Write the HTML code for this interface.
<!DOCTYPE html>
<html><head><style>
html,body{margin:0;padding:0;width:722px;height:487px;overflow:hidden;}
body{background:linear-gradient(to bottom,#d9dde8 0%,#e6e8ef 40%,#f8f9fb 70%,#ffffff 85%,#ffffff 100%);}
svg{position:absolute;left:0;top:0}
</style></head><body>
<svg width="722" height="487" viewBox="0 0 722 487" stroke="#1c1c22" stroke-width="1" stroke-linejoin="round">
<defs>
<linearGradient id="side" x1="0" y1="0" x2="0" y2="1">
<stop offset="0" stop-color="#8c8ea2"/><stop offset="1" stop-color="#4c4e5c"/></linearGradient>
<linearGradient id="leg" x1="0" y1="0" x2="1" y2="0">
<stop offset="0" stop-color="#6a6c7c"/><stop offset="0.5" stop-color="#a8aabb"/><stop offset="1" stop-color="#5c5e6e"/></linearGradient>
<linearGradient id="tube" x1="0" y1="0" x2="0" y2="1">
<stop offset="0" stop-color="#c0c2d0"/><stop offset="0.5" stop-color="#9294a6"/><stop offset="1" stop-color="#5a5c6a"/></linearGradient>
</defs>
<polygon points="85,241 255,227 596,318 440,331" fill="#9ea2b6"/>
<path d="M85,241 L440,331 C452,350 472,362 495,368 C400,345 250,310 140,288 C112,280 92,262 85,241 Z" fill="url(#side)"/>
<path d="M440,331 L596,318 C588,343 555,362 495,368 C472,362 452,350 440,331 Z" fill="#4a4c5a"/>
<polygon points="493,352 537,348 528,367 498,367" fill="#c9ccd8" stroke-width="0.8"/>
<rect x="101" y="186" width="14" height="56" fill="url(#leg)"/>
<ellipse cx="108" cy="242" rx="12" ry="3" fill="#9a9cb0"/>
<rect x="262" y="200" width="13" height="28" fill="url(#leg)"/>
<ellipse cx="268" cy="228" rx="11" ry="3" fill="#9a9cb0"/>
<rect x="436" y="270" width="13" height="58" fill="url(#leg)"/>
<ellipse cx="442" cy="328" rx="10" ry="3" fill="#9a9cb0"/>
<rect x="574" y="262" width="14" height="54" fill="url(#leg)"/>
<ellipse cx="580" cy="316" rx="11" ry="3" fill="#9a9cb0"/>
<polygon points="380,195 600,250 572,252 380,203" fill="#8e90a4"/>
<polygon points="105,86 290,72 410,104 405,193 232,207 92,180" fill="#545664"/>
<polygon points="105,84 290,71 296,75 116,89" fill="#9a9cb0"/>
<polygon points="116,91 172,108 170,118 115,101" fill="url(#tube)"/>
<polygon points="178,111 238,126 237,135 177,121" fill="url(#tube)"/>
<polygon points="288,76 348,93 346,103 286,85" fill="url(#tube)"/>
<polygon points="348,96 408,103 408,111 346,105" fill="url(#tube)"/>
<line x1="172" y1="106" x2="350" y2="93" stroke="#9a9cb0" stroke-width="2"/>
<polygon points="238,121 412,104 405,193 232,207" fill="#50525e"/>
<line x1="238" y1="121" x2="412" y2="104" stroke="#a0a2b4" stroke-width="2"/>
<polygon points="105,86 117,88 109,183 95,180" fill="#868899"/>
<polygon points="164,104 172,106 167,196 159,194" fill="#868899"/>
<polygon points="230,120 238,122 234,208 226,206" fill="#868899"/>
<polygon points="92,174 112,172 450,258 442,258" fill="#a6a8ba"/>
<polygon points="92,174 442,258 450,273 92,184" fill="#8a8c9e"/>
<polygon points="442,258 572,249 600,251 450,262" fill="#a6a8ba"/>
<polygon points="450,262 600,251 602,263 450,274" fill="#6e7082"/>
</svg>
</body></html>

________________________________________

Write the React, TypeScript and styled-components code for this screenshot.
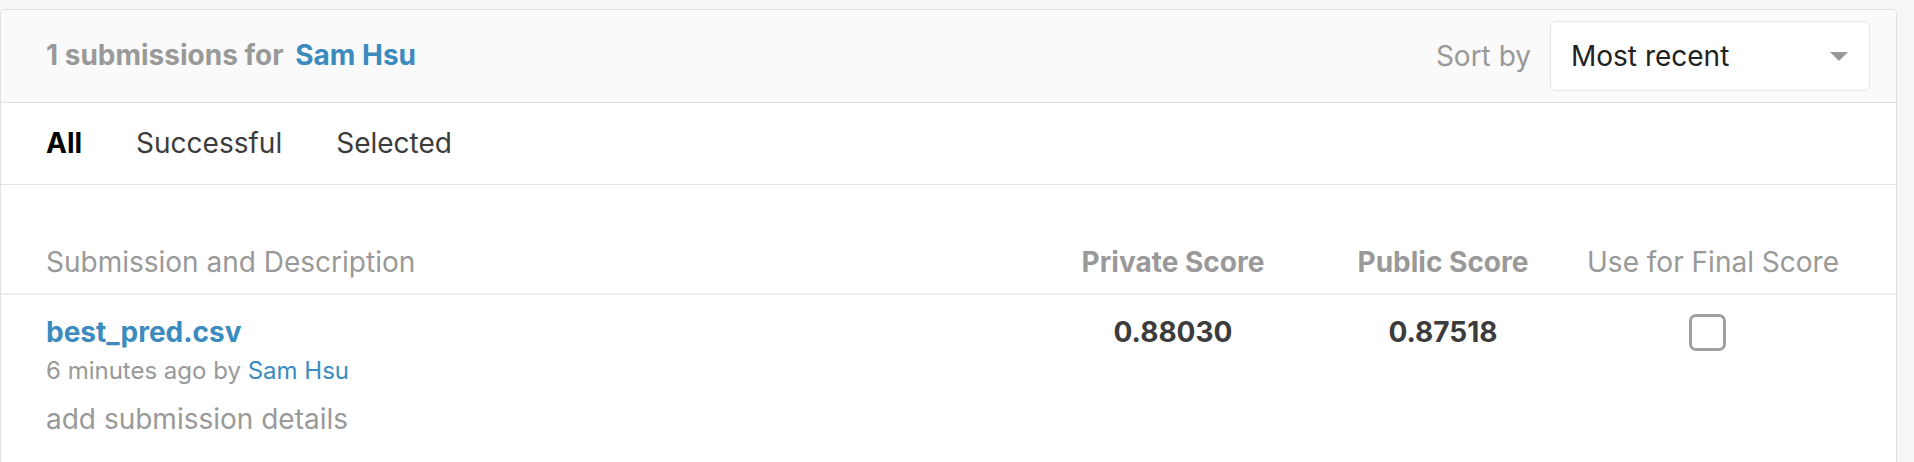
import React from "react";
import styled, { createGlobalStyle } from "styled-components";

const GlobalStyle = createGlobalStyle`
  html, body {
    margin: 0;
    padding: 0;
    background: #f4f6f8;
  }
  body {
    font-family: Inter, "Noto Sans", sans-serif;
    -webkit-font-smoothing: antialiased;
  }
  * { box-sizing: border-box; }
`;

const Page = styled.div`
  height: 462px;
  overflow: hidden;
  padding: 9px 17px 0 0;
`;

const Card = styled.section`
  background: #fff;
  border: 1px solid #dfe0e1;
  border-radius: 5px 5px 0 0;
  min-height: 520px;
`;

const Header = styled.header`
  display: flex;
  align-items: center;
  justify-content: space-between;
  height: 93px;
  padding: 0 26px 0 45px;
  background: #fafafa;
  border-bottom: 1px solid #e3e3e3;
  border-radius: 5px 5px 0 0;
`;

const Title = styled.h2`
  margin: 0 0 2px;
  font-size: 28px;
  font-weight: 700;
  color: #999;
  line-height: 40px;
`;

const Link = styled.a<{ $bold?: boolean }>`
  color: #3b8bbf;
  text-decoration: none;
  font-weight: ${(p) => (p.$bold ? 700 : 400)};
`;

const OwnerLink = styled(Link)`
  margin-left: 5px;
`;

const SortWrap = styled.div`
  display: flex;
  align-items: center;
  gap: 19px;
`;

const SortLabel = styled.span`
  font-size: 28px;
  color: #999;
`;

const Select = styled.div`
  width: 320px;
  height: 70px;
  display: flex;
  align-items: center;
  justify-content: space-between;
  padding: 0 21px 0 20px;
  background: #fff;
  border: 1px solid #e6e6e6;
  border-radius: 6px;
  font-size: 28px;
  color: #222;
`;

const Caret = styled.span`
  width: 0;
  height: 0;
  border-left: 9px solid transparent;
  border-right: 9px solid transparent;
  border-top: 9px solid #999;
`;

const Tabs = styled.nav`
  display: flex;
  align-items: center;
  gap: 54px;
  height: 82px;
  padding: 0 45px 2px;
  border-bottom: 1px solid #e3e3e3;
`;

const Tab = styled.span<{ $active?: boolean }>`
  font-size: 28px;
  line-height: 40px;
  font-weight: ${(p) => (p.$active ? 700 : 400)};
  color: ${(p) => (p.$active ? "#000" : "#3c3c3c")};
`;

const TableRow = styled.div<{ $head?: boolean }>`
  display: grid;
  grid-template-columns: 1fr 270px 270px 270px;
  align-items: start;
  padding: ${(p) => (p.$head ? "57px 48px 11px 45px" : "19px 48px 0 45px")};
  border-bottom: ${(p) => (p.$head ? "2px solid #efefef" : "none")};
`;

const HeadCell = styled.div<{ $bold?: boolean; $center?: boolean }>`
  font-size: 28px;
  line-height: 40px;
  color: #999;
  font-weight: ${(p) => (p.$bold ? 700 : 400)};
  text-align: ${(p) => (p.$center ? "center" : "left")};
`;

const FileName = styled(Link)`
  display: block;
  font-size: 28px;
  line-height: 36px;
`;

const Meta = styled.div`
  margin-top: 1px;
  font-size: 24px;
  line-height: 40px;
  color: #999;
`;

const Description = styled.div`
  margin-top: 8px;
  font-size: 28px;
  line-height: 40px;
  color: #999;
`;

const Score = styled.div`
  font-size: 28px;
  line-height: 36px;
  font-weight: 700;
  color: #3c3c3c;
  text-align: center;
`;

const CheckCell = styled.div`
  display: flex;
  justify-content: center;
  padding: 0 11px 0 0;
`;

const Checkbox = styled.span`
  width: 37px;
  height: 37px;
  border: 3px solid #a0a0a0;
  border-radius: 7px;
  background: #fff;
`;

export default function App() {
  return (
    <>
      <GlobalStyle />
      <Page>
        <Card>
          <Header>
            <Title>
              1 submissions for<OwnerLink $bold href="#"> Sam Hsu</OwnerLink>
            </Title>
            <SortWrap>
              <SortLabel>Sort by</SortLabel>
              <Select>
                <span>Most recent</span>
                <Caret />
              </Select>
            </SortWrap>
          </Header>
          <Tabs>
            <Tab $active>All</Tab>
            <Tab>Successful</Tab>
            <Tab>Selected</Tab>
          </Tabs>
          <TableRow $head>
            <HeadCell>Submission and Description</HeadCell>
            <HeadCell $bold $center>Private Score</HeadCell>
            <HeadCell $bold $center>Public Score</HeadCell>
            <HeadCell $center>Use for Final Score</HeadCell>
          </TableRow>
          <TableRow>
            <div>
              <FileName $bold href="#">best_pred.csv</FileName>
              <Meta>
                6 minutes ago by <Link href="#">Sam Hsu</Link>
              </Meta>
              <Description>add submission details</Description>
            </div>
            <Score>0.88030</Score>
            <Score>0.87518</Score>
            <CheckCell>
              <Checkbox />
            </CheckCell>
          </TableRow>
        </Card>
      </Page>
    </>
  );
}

________________________________________

What you need to do:
Collect every line with the string "this" from the records, and copy each.

Response:
Write the HTML code for this interface.
Write the React, TypeScript and styled-components code for this screenshot.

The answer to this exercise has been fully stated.